One of the most frequently used tactics by the military is the systematic and widespread burning of villages and dwellings. Consistent with their modus operandi documented over decades, including in Kachin in 2011 and Rakhine in 2017, UN reports indicated that nearly 39,000 houses nationwide have been burnt or destroyed in military operations since February 2022, representing a more than 1,000-fold increase compared to 2021.
Sagaing was the most affected region, accounting for over 25,500 homes. In an incident on 1 May 2022 in Ah Shey See, Kale Township, Sagaing, satellite images suggest the burning of almost the entire village with 621 structures destroyed. Satellite imagery coupled with interview reports suggest that between 16 and 28 September in Taze Township, Sagaing, the military destroyed 458 houses and damaged another 319 across eight villages during a series of raids and attacks.
The military’s mismanagement of the economy has provoked an economic crisis for much of the population, resulting in the doubling of poverty rates compared to March 2020. Rural populations are reported to be at risk of starvation as the military imposes further restrictions on access to areas affected by violence and conflict. Compounding the situation, main supply routes and waterways across the country have been blocked, preventing humanitarian actors from reaching 17.6 million people in need.
“The military has also adopted rules, including martial law, intended to target anti-coup opposition and severely restrict the civic space that had significantly contributed to Myanmar’s democratic transition,” Shamdasani said.
“Across Myanmar, people are continuously exposed to violations and crimes, including killings, enforced disappearances, displacement, torture, arbitrary arrests, and sexual violence. There are reasonable grounds to believe that the military and its affiliated militias continue to be responsible for most violations, some of which may constitute crimes against humanity and war crimes,” the spokesperson said.
James Rodehaver, chief of the UN Human Rights Office in Myanmar made the following comments. “They've weaponized the legal system. They have used the detention system, of course, as a means to both detain their political opponents and to torture those who have spoken out against them.”.”
There have been over 300 airstrikes in the last year, and OHCHR has been able to get satellite data on dozens of these areas.
“This is an ethnic Bamar area, actually. And you will see that one of the tried-and-true tactics of this ‘four cuts’ policy is to launch airstrikes and artillery barrages, that have if you can see closely, you can see several impact craters throughout the village area. And then, ground troops moved into this area shortly after the shelling stopped and the troops stayed overnight in the village and then burned it on their way out in the morning before they moved on to the next village.”

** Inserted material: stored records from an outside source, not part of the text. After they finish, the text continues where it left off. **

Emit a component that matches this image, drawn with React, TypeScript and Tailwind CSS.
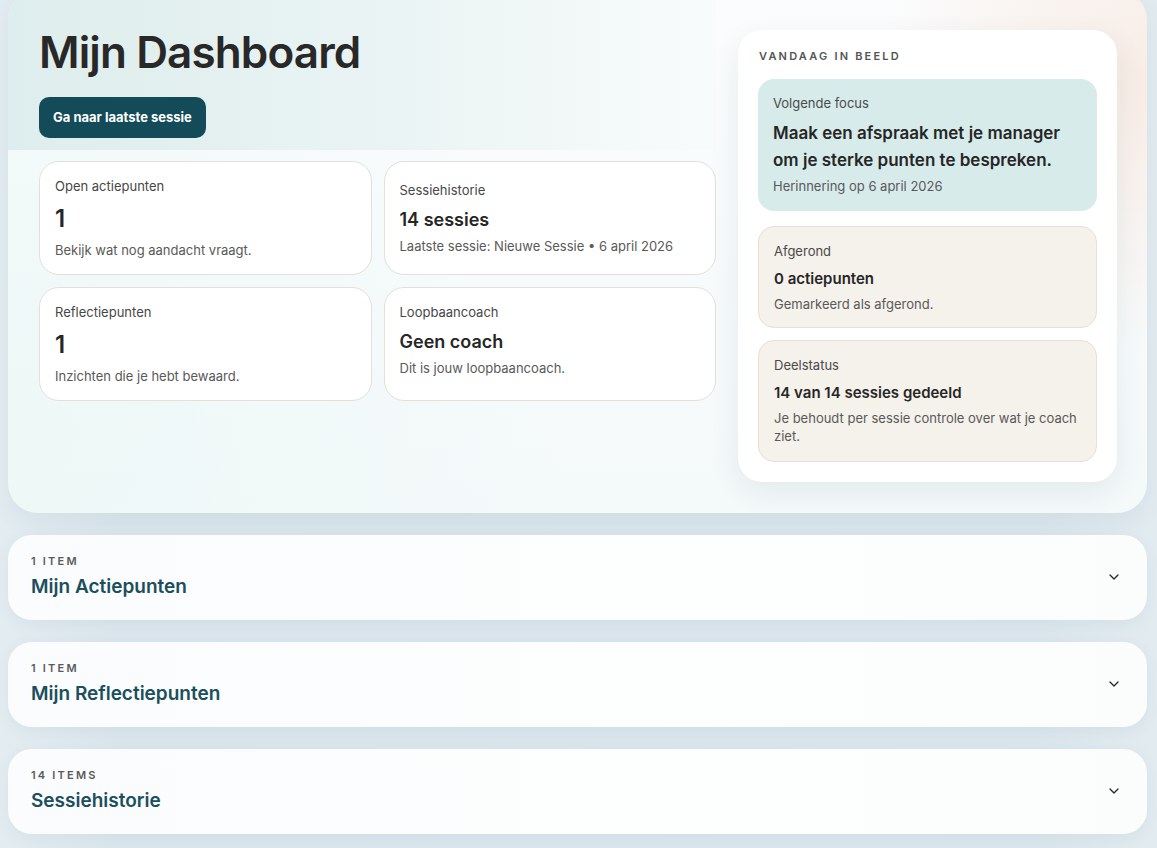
import { ChevronDown } from 'lucide-react'

// Stat tile in the hero grid
function StatCard({
  label,
  value,
  note,
  big,
  offset
}: {
  label: string
  value: string
  note: string
  big?: boolean
  offset?: boolean
}) {
  return (
    <div
      className={`flex flex-col rounded-[20px] border border-[#e4e0d9] bg-white px-[15px] pb-[14px] ${
        offset ? 'pt-[18px]' : 'pt-[14px]'
      }`}
    >
      <div className="text-[13px] leading-5 text-[#474747]">{label}</div>
      {big ? (
        <div className="mt-[7px] text-[24px] font-semibold leading-8 text-[#262626]">{value}</div>
      ) : (
        <div className="mt-[8px] text-[18px] font-semibold leading-6 text-[#262626]">{value}</div>
      )}
      <div className={`${big ? 'mt-[5px]' : 'mt-[4px]'} text-[13px] leading-5 text-[#595959]`}>{note}</div>
    </div>
  )
}

function SideCard({ label, value, note, className = '' }: { label: string; value: string; note: string; className?: string }) {
  return (
    <div className={`rounded-[16px] border border-[#e8e0d4] bg-[#f5f1eb] px-[15px] pt-[14px] ${className}`}>
      <div className="text-[13px] leading-5 text-[#4a4a4a]">{label}</div>
      <div className="mt-[7px] text-[15px] font-semibold leading-[22px] text-[#262626]">{value}</div>
      <div className="mt-[5px] text-[13px] leading-[18px] text-[#595959]">{note}</div>
    </div>
  )
}

function Section({ count, title }: { count: string; title: string }) {
  return (
    <div className="flex items-center rounded-[24px] bg-[linear-gradient(90deg,#fafcfd,#fdfefe_60%,#fbfdfd)] pl-[23px] pr-[25px] pt-[18px] pb-[20px] shadow-[0_4px_16px_rgba(40,80,100,0.05)]">
      <div className="flex-1">
        <div className="text-[11px] font-semibold uppercase leading-4 tracking-[0.2em] text-[#5a5a5a]">{count}</div>
        <div className="mt-[5px] text-[19px] font-semibold leading-[26px] text-[#1c4f5c]">{title}</div>
      </div>
      <ChevronDown size={16} strokeWidth={2} className="text-[#2a2a2a]" />
    </div>
  )
}

export default function App() {
  return (
    <div
      className="min-h-screen overflow-hidden bg-[linear-gradient(90deg,#e3ecf1,#dae6ec_10%,#dae6ec_90%,#e2ebf0)] pl-2 pr-[10px] pb-6"
      style={{ fontFamily: 'Inter, "Noto Sans", sans-serif' }}
    >
      {/* Hero */}
      <div className="-mt-[10px] grid grid-cols-[1fr_379px] gap-[22px] overflow-hidden rounded-[30px] bg-[radial-gradient(circle_at_100%_18%,#f8ece5_0,transparent_22%),radial-gradient(circle_at_0%_85%,#edf8f7_0,transparent_45%),linear-gradient(180deg,#fbfcfd,#f4f9fa)] pr-[30px] pb-[31px] shadow-[0_8px_24px_rgba(40,80,100,0.06)]">
        <div className="flex flex-col">
          <div className="bg-[linear-gradient(90deg,#deeded,#e9f3f3_50%,#f8fbfb)] pl-[31px] pt-[38px] pb-[12px]">
            <h1 className="text-[44px] font-semibold leading-[1.1] tracking-[-0.02em] text-[#282828]">Mijn Dashboard</h1>
            <button className="mt-[21px] inline-flex h-[41px] items-center rounded-[10px] bg-[#134b59] px-[14px] text-[13px] font-bold text-white">
              Ga naar laatste sessie
            </button>
          </div>
          <div className="grid grid-cols-2 gap-3 pl-[31px] pt-[11px]">
            <StatCard label="Open actiepunten" value="1" note="Bekijk wat nog aandacht vraagt." big />
            <StatCard label="Sessiehistorie" value="14 sessies" note="Laatste sessie: Nieuwe Sessie • 6 april 2026" offset />
            <StatCard label="Reflectiepunten" value="1" note="Inzichten die je hebt bewaard." big />
            <StatCard label="Loopbaancoach" value="Geen coach" note="Dit is jouw loopbaancoach." />
          </div>
        </div>

        {/* Vandaag in beeld */}
        <div className="mt-[40px] self-start rounded-[24px] bg-white px-[20px] pt-[18px] pb-[20px] shadow-[0_10px_30px_rgba(30,60,80,0.08)]">
          <div className="pl-px text-[11px] font-semibold uppercase leading-4 tracking-[0.2em] text-[#555]">Vandaag in beeld</div>
          <div className="mt-[15px] rounded-[16px] bg-[#d7ebeb] px-[15px] pt-[14px] pb-[15px]">
            <div className="text-[13px] leading-5 text-[#4a4a4a]">Volgende focus</div>
            <div className="mt-[7px] text-[17px] font-semibold leading-[27px] text-[#262626]">
              Maak een afspraak met je manager om je sterke punten te bespreken.
            </div>
            <div className="mt-[2px] text-[13px] leading-5 text-[#595959]">Herinnering op 6 april 2026</div>
          </div>
          <SideCard className="mt-[15px] pb-[14px]" label="Afgerond" value="0 actiepunten" note="Gemarkeerd als afgerond." />
          <SideCard
            className="mt-[12px] pb-[16px]"
            label="Deelstatus"
            value="14 van 14 sessies gedeeld"
            note="Je behoudt per sessie controle over wat je coach ziet."
          />
        </div>
      </div>

      <div className="mt-[22px] flex flex-col gap-[22px]">
        <Section count="1 item" title="Mijn Actiepunten" />
        <Section count="1 item" title="Mijn Reflectiepunten" />
        <Section count="14 items" title="Sessiehistorie" />
      </div>
    </div>
  )
}
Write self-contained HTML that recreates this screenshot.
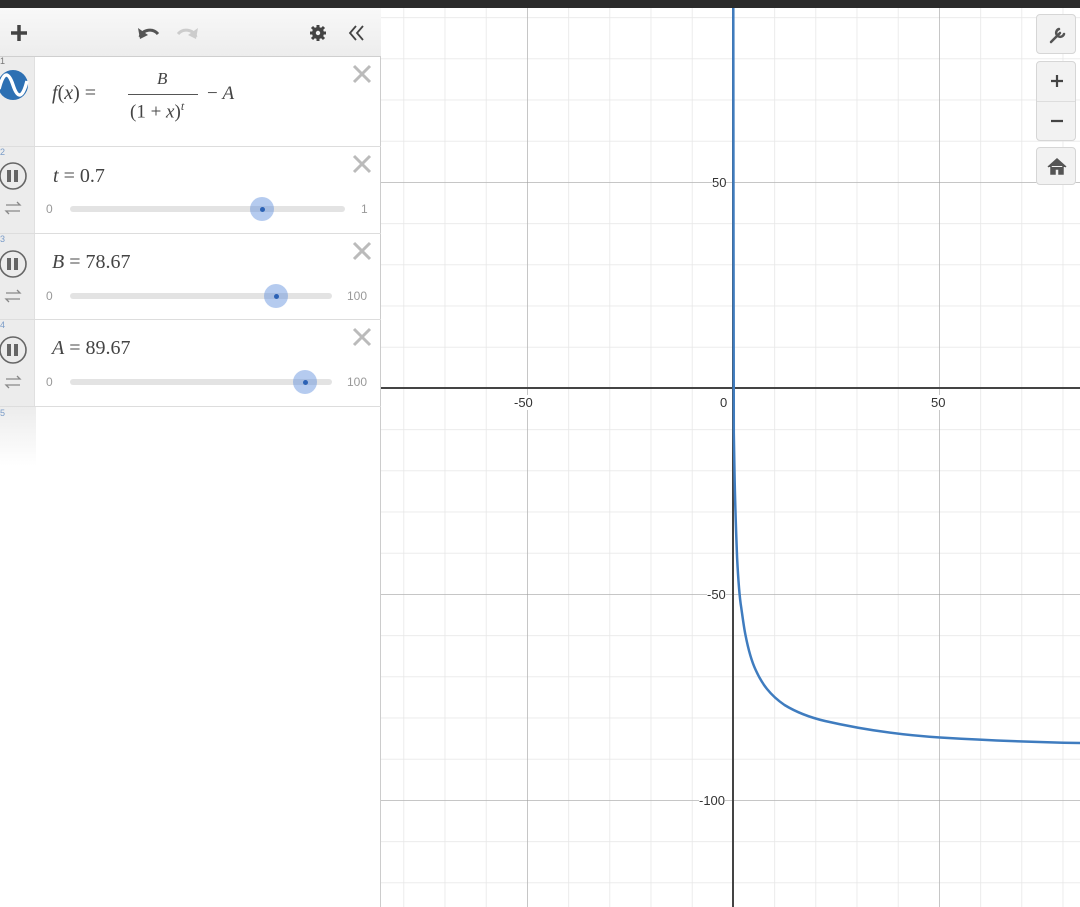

“There is also an image of Se Zin village in Kachin state. And here we see a very similar pattern where you had a succession of airstrikes against the village. And I would just say that in all the people we've spoken to, there were no military forces, no opposition armed groups present in this village when this airstrike was launched. There was no forewarning given. And you can see again, a series of impact craters and mixed with houses that have been burned. And of course, that indicates that after the airstrikes, the ground troops moved in and then structures were torched. Over 16 civilians were killed in this incident, and it resulted in and again over 200 houses being destroyed before they left the village.”
“The situation in Myanmar has grown and as I say, intense and you have a military making war against its own people and in pursuing they’re ‘four cuts’ policy, they have really created the crisis that's resulted in a loss, a regression in every human right.”